Did Too Much Research
launched as Shown Their Work Discussion
: From YKTTW
Ru: I zapped the following paragraph:
- Some of their methods, however, despite being correct, are there more because they're Awesome but Impractical: the first chapters, for example, show Randy feeding a CSPRNG with randomness harvested from keyboard taps, even though harvesting it directly from the memory and the system's drivers is faster, usually safe, and much more practical.
Harvesting additional randomness doesn't hurt, especially from heterogenous sources (such as the big organic thing using the computer). Consider that the SSH client Putty uses mouse movement to see randomness, and the particularly security-minded operating system OpenBSD uses random keyboard input to seed the OpenSSHD server's key generation process.
In short, it is a sensible process used in real life.
: I added a page quote. We like?
The original Japanese novel of Parasite Eve
has a giant bibliography—should it go under Literature or Games?
It seems like the Railroad Tycoon video game series and the TV show [[Spooks]] both show their work, but I don't know enough about either to say so definitively.
Under the Sid Meier's Alpha Centauri example, there's a comment: "Not so realistically, however, in Alpha Centauri, it takes more research to develop a boat than a spaceship." There actually is an excellent in-the-manual explanation for this (the "technology" represents your society's ability to sustain a metal shipbuilding industry rather than the technology to hollow out a tree trunk), but I didn't want to take the discussion to the page itself. Do I just zap it?
Prfnoff: Changed "Tolkien impersonator" to "Tolkien imitator"; the suggestion that lots of people would be impersonating
J.R.R. Tolkien seems to have been the product of a Malaproper
: I'm really not sure about this, but I've not actually read Patriot Games
(or seen the film), so it's possible I'm missing something:
- Subverted in Patriot Games: this troper had an Unfunny Aneurism Moment when the Big Damn Hero asks Prince Charles, "You really love your wife, don't you?" and the prince replies that yes, yes he does... Apart from treating the heir to the throne as though he were some kind of innocent Kansas schoolboy, there is also the feeling that he would never be able to convey anything from a British point of view, purely absorbed from the down-home applepie sentiments and democratic He'sJustLikeUs metaspeak.

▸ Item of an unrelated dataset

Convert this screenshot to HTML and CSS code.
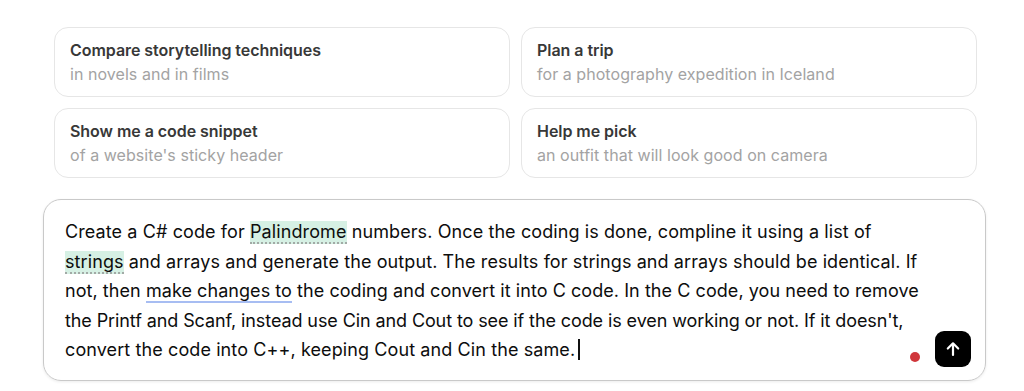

Quite apart from the fact that Unfunny Aneurism Moment
a) doesn't exist, and b) if it did, probably wouldn't mean what the troper wants it to mean, I'm not sure what the troper thinks Prince Charles would
have said if asked in 1987 if he loved his wife (I suppose "No, I had to marry her for political reasons, I actually love Andrew Parker-Bowles's wife" would be honest, but I don't think it's very likely.)
: I cut this comment on the Ghostbusters
because there is a difference between making your own mythology using inspiration on prior fantastical interpretations and doing the proper research on an accredited (if dubious) scientific field. The example was saying that they didn't just make up everything.
- But this is kinda like saying that the Harry Potter books accurately portray magicians, witches and elves.